Al-Adab al-saghîr, Le Petit adab, est un recueil de morceaux philosophiques, de sapiences et de conseils. Ibn al-Muqaffa tire l'essentiel de ces maximes et pensées de son adaptation de Kalîla et Dimna.
L'attribution de ce texte à Ibn al-Muqaffa est incontestée. Il s'agit d'un ensemble de conseils politiques adressés au calife[18]. On le désigne aussi comme Epître sur les compagnons du souverain.
Ibn al-Muqaffa est aussi l'auteur d'une traduction des textes manichéens de Mazdak, dont il ne nous reste rien[19]rien19. Cest une série de fables qui reprend la dictature du roi de son époque qu'il représente sous des animaux (le lion est le roi, etc). On a aussi une critique du Coran, dont seuls quelques fragments nous sont connus[11].
Jusqu'à la fin du XXe siècle, certains historiens de la littérature attribuaient à Ibn al-Muqaffa des traductions de commentaires et de livres de la Logique d’Aristote (du grec ou du syriaque vers l'arabe)[20]. Ces traductions ont par la suite été attribuées à son fils, Muhammad, également fonctionnaire de l'administration d'al-Mansour[1]. Mais une nouvelle édition du texte en 1978 a ranimé le débat : Dominique Urvoy soutient qu'il pourrait être d'Ibn al-Muqaffa lui-même, tandis que Joseph van Ess maintient l'attribution à son fils Muhammad[21]. Selon Gérard Troupeau, le texte est d'Abu Muhammad 'Abdallah Ibn al-Muqaffa (Abu Muhammad signifie : « le père de Muhammad »)[22].

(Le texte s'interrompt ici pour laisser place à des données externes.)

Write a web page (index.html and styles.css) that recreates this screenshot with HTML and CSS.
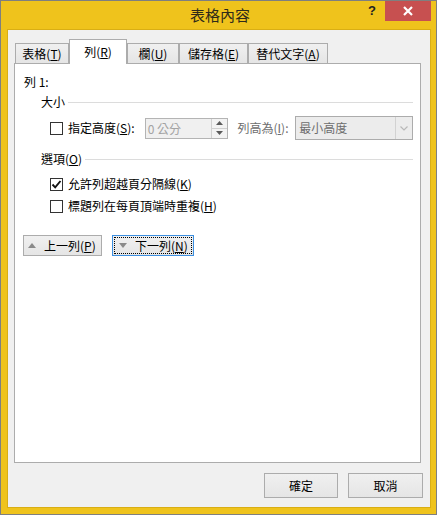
FILE: index.html
```html
<!DOCTYPE html>
<html lang="zh-Hant">
<head>
<meta charset="utf-8">
<title>表格內容</title>
<link rel="stylesheet" href="styles.css">
</head>
<body>
<div class="window">
  <div class="titlebar">
    <div class="tb-left"></div>
    <div class="title">表格內容</div>
    <div class="tb-right">
      <div class="help">?</div>
      <div class="close">
        <svg width="12" height="12" viewBox="0 0 12 12"><path d="M2 2 L10 10 M10 2 L2 10" stroke="#fff" stroke-width="2.2" fill="none"/></svg>
      </div>
    </div>
  </div>
  <div class="client">
    <div class="tabs">
      <div class="tab w1">表格(<u>T</u>)</div>
      <div class="tab w2 active">列(<u>R</u>)</div>
      <div class="tab w3">欄(<u>U</u>)</div>
      <div class="tab w4">儲存格(<u>E</u>)</div>
      <div class="tab w5">替代文字(<u>A</u>)</div>
    </div>
    <div class="panel">
      <div class="row-title">列 1:</div>
      <div class="group g1"><span class="g-label">大小</span><span class="rule"></span></div>
      <div class="size-row">
        <span class="cb"></span>
        <span class="lbl1">指定高度(<u>S</u>):</span>
        <div class="spin">
          <span class="spin-val">0 公分</span>
          <div class="spin-btns">
            <span class="sb"><svg width="7" height="4" viewBox="0 0 7 4"><path d="M0 4 L3.5 0 L7 4Z" fill="#5a5a5a"/></svg></span>
            <span class="sb"><svg width="7" height="4" viewBox="0 0 7 4"><path d="M0 0 L3.5 4 L7 0Z" fill="#5a5a5a"/></svg></span>
          </div>
        </div>
        <span class="lbl2">列高為(<u>I</u>):</span>
        <div class="select">
          <span class="sel-val">最小高度</span>
          <span class="drop"><svg width="8" height="5" viewBox="0 0 8 5"><path d="M0.5 0.5 L4 4 L7.5 0.5" stroke="#b8b8b8" stroke-width="1.2" fill="none"/></svg></span>
        </div>
      </div>
      <div class="group g2"><span class="g-label">選項(<u>O</u>)</span><span class="rule"></span></div>
      <div class="check-row">
        <span class="cb"><svg width="11" height="11" viewBox="0 0 11 11"><path d="M1.5 5.5 L4.2 8.3 L9.5 2" stroke="#111" stroke-width="1.9" fill="none"/></svg></span>
        <span class="ck-lbl">允許列超越頁分隔線(<u>K</u>)</span>
      </div>
      <div class="check-row">
        <span class="cb"></span>
        <span class="ck-lbl">標題列在每頁頂端時重複(<u>H</u>)</span>
      </div>
      <div class="nav-row">
        <button class="btn nav prev"><svg width="8" height="5" viewBox="0 0 8 5"><path d="M0 5 L4 0 L8 5Z" fill="#8a8a8a"/></svg><span>上一列(<u>P</u>)</span></button>
        <button class="btn nav next focus"><svg width="8" height="5" viewBox="0 0 8 5"><path d="M0 0 L4 5 L8 0Z" fill="#8a8a8a"/></svg><span>下一列(<u>N</u>)</span></button>
      </div>
    </div>
    <div class="footer">
      <button class="btn ok">確定</button>
      <button class="btn cancel">取消</button>
    </div>
  </div>
</div>
</body>
</html>
```

FILE: styles.css
```css
* { box-sizing: border-box; }
html, body { margin: 0; padding: 0; }
body {
  width: 437px;
  height: 515px;
  overflow: hidden;
  font-family: "Noto Sans CJK TC", "Noto Sans", sans-serif;
  font-size: 12px;
  color: #000;
}
u { text-decoration: underline; text-underline-offset: 1px; }

.window {
  width: 437px;
  height: 515px;
  border: 1px solid #7f7f7f;
  background: #efc31c;
  padding: 0 5px 6px 6px;
  display: flex;
  flex-direction: column;
}

.titlebar {
  height: 28px;
  flex: 0 0 28px;
  display: grid;
  grid-template-columns: 1fr auto 1fr;
  align-items: start;
}
.title {
  font-size: 15px;
  line-height: 28px;
  color: #2e2a1a;
  padding-left: 2px;
}
.tb-right {
  display: flex;
  justify-content: flex-end;
  align-items: flex-start;
}
.help {
  width: 26px;
  height: 20px;
  font-family: "Liberation Sans", sans-serif;
  font-weight: bold;
  font-size: 13px;
  line-height: 19px;
  text-align: center;
  color: #222;
}
.close {
  width: 46px;
  height: 20px;
  background: #c75050;
  display: flex;
  align-items: center;
  justify-content: center;
}

.client {
  flex: 1;
  border: 1px solid #d9ae14;
  background: #f0f0f0;
  padding: 9px 0 0 6px;
  display: flex;
  flex-direction: column;
}

.tabs {
  height: 24px;
  flex: 0 0 24px;
  display: flex;
  align-items: flex-end;
  margin-left: 1px;
}
.tab {
  height: 20px;
  border: 1px solid #acacac;
  border-bottom: none;
  background: linear-gradient(#f0f0f0, #e5e5e5);
  display: flex;
  align-items: center;
  justify-content: center;
  line-height: 16px;
  white-space: nowrap;
}
.tab.active {
  height: 25px;
  margin-bottom: -1px;
  background: #fff;
  position: relative;
  z-index: 1;
}
.w1 { width: 54px; }
.w2 { width: 58px; }
.w3 { width: 52px; }
.w4 { width: 69px; }
.w5 { width: 80px; }

.panel {
  flex: 0 0 400px;
  height: 400px;
  margin-right: 9px;
  border: 1px solid #acacac;
  background: #fff;
  padding: 10px 7px 0 9px;
  display: flex;
  flex-direction: column;
}

.row-title { line-height: 16px; height: 16px; }

.group {
  height: 16px;
  display: flex;
  align-items: center;
  padding-left: 17px;
  line-height: 16px;
}
.g1 { margin-top: 4px; }
.g2 { margin-top: 11px; }
.g-label { white-space: nowrap; margin-right: 3px; }
.rule { flex: 1; height: 1px; background: #dcdcdc; }

.size-row {
  margin-top: 6px;
  height: 24px;
  display: flex;
  align-items: center;
  padding-left: 26px;
}
.cb {
  width: 13px;
  height: 13px;
  flex: 0 0 13px;
  border: 1px solid #333;
  background: #fff;
  display: flex;
  align-items: center;
  justify-content: center;
  margin-right: 5px;
}
.lbl1 { width: 77px; white-space: nowrap; line-height: 16px; }
.spin {
  width: 83px;
  height: 21px;
  border: 1px solid #b4b4b4;
  background: #f0f0f0;
  display: flex;
  margin-right: 10px;
}
.spin-val {
  flex: 1;
  color: #a3a3a3;
  line-height: 19px;
  padding-left: 2px;
}
.spin-btns {
  width: 16px;
  border-left: 1px solid #d0d0d0;
  display: flex;
  flex-direction: column;
}
.sb {
  flex: 1;
  display: flex;
  align-items: center;
  justify-content: center;
  background: #f3f3f3;
}
.sb + .sb { border-top: 1px solid #d0d0d0; }
.lbl2 { width: 58px; white-space: nowrap; color: #6d6d6d; line-height: 16px; }
.select {
  width: 118px;
  height: 24px;
  border: 1px solid #acacac;
  background: #ececec;
  display: flex;
  align-items: stretch;
}
.sel-val {
  flex: 1;
  color: #6d6d6d;
  line-height: 22px;
  padding-left: 3px;
}
.drop {
  width: 17px;
  border-left: 1px solid #d2d2d2;
  display: flex;
  align-items: center;
  justify-content: center;
}

.check-row {
  height: 22px;
  display: flex;
  align-items: center;
  padding-left: 26px;
  line-height: 16px;
}
.g2 + .check-row { margin-top: 6px; }

.btn {
  font-family: inherit;
  font-size: 12px;
  color: #000;
  border: 1px solid #acacac;
  background: linear-gradient(#f0f0f0, #e5e5e5);
  padding: 0;
  margin: 0;
  line-height: 16px;
}
.nav-row {
  margin-top: 18px;
  margin-left: -1px;
  display: flex;
  gap: 10px;
}
.nav {
  height: 21px;
  display: flex;
  align-items: center;
}
.prev { width: 79px; padding-left: 4px; }
.prev svg { margin-right: 8px; }
.next { width: 82px; padding-left: 6px; }
.next svg { margin-right: 8px; }
.focus {
  border-color: #3c8fe0;
  outline: 1px dotted #000;
  outline-offset: -3px;
}

.footer {
  margin-top: 10px;
  display: flex;
  justify-content: flex-end;
  gap: 10px;
  padding-right: 7px;
}
.ok { width: 74px; height: 25px; }
.cancel { width: 75px; height: 25px; }
```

Le poète français Jean de La Fontaine inspiré par Kalîla wa Dimna vers 1644, s'est inspiré de ces fables qu'il a connues par le biais d'une version intitulée Le livre des lumières ou la conduite des rois, publiée par Gilbert Gaulmin, et d'une traduction en latin de la version arabe[23],[24]. Quelques-unes de ces fables bien connues sont : Le Chat, la Belette et le Petit Lapin, Les Deux Pigeons, L'Ours et l'Amateur des jardins, La Laitière et le Pot au lait), en tout une vingtaine[25]. Puisque la version arabe d'Ibn al-Muqaffa a été la source des traductions effectuées en Europe - le texte original en sanskrit ayant été perdu - on peut à bon droit affirmer que La Fontaine s'est inspiré, bien qu'indirectement, de Kalila et Dimna[23],[25].